Solder Fumes Disperser

I have never been happy with the fumes from lead based soldering wafting into my face. A properly fitted extractor hood would be ideal but I cannot justify the cost or space for hobby use. I know I probably should use lead free solder but I have never been happy with the finished joint in that either.
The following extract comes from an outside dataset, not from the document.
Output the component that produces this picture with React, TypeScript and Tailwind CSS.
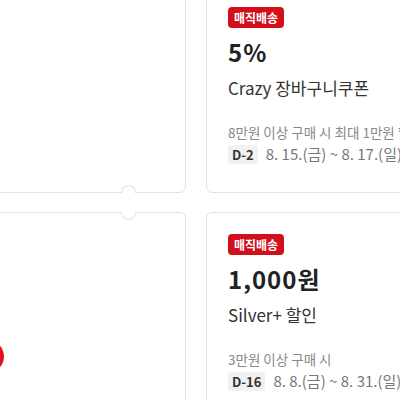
import React from 'react';

type Coupon = {
  amount: string;
  title: string;
  cond: string;
  dday: string;
  period: string;
};

const coupons: Coupon[] = [
  {
    amount: '5%',
    title: 'Crazy 장바구니쿠폰',
    cond: '8만원 이상 구매 시 최대 1만원 할인',
    dday: 'D-2',
    period: '8. 15.(금) ~ 8. 17.(일)',
  },
  {
    amount: '1,000원',
    title: 'Silver+ 할인',
    cond: '3만원 이상 구매 시',
    dday: 'D-16',
    period: '8. 8.(금) ~ 8. 31.(일)',
  },
];

const font = { fontFamily: '"Noto Sans CJK KR", "Noto Sans", sans-serif' };

const LeftCard: React.FC<{ top?: boolean; red?: boolean }> = ({ top, red }) => (
  <div className="relative h-[208px] w-[300px] shrink-0 rounded-[6px] border border-[#e3e3e3] bg-white">
    {top ? (
      <div className="absolute bottom-[-1px] left-[234px] h-[8px] w-[15px] rounded-t-full border border-b-0 border-[#e3e3e3] bg-white" />
    ) : (
      <div className="absolute top-[-1px] left-[234px] h-[8px] w-[15px] rounded-b-full border border-t-0 border-[#e3e3e3] bg-white" />
    )}
    {red && (
      <div className="absolute left-[79px] top-[127px] h-[33px] w-[38px] rounded-full bg-[#e0101e]" />
    )}
  </div>
);

const CouponCard: React.FC<{ c: Coupon }> = ({ c }) => (
  <div
    className="flex h-[208px] w-[300px] shrink-0 flex-col rounded-[6px] border border-[#e3e3e3] bg-white pl-[21px] pt-[21px]"
    style={font}
  >
    <div className="flex">
      <span className="flex h-[21px] items-center rounded-[4px] bg-[#d2101c] px-[6px] text-[12px] font-bold text-white">
        매직배송
      </span>
    </div>
    <div className="mt-[8px] text-[24px] font-bold leading-[32px] tracking-[1px] text-[#222]">{c.amount}</div>
    <div className="mt-[8px] text-[17px] leading-[24px] text-[#333]">{c.title}</div>
    <div className="mt-[22px] whitespace-nowrap text-[13.5px] leading-[20px] text-[#888]">{c.cond}</div>
    <div className="mt-[2px] flex items-center gap-[8px] whitespace-nowrap">
      <span className="rounded-[2px] bg-[#f1f1f1] px-[4px] text-[13px] font-bold leading-[19px] text-[#333]">
        {c.dday}
      </span>
      <span className="text-[15px] leading-[20px] text-[#777]">{c.period}</span>
    </div>
  </div>
);

export default function App() {
  return (
    <div className="h-[400px] w-[400px] overflow-hidden bg-white">
      <div className="ml-[-114px] mt-[-15px] flex flex-col gap-[19px]">
        <div className="flex gap-[20px]">
          <LeftCard top />
          <CouponCard c={coupons[0]} />
        </div>
        <div className="flex gap-[20px]">
          <LeftCard red />
          <CouponCard c={coupons[1]} />
        </div>
      </div>
    </div>
  );
}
The simple device described below at least blows the fumes across the work area for dispersal, instead of up into my nose.I have recycled a computer cooling fan (12v 300mA) wired to a fan speed control which was also recycled. I notice that you can buy the simple controller on eBay at $3.40 AU from China. It is adjustable to give enough airflow to move the fumes. without being too draughty.My unit plugs into a 12v outlet on my workbench – also available for testing various MERG & other projects.
TOOL Racking and Storage will be the subject of another post.


SOME NOTES ON SOLDERING PCBs and other things:
  • use resin core electronic solder. I use 1 to 0.7mm for fine work including PCB circuits.
  • the resin is the FLUX to help remove oxides from the surface. It is in small “veins” within the solder (60%tin 40%lead).
  • if you melt the solder onto the tip of the soldering iron, all the flux goes up in smoke!
  • to make a good electrical join, clean the surface to be soldered using a scouring pad / fine wet & dry abrasive paper/ “Ajax” or similar abrasive powder / fibre glass brush (horrible things that shed dangerous tiny pieces of fibreglass).
  • clean the tip using a wire pad (or use a damp sponge)
  • “tin” (coat) the tip of the soldering iron with a tiny bit of solder (this helps to conduct the heat to the join)
  • heat the join area with the tip of the iron and simultaneously feed in some solder to the joint.
  • Only use a liquid flux if it is non corrosive – I only use that when soldering rail or brass kits. Such a flux needs to be washed off with water.
  • In the photo below the solder has been fed briefly to the gap between the tip and the copper. In this case to prepare a spot ready to receive the leg of a component.
    This simple Circuit Board will be used to step down the 12 Volts form the main power Bus to 5 Volts to operate servos on the layout.
    A component (an electrolytic capacitor) has the two radial leads separated and cut short such that each goes to a different pad.
    The component has been held in place with self closing tweezers.
    The tip of the soldering iron is briefly cleaned – then a tiny amount of solder added to “wet” the tip – apply the tip to the join – feed in some 0.7mm solder.
    Doing it this way feeds the flux to the joint as well as the solder.
    A GOOD join should be smooth and have a nice shine to the surface.
    Same again on the second leg making sure that each leg of the component only connects to a separate pad.
    This method is like working with what are called SMDs (Surface Mount Devices) except that our discrete components are 10s or 100s of times bigger!
    The electrolytic capacitor is in position and the Voltage Regulator is being prepared on the right. On a normal PCB the legs would go through holes and be soldered to tracks on the reverse side. In this case the legs are being bent to straddle 3 pads.
    And here are all the parts in place on the PCB. To the left is a diode (passes current one way only) which serves to protect the circuit if it is accidentally connected to 12V with the wrong polarity. A larger electrolytic capacitor is behind the diode.
    Sharp eyes will make out 7805 on the IC (integrated circuit) – the “5” indicates that the output voltage is 5V. This is the voltage required to operate servos and this board provides that power to the servos.

    This is the circuit diagram for the project described above including the “pinouts” of the 3 leg 7805 voltage regulator IC. Feed it with 7-35V DC and it will deliver 5V DC.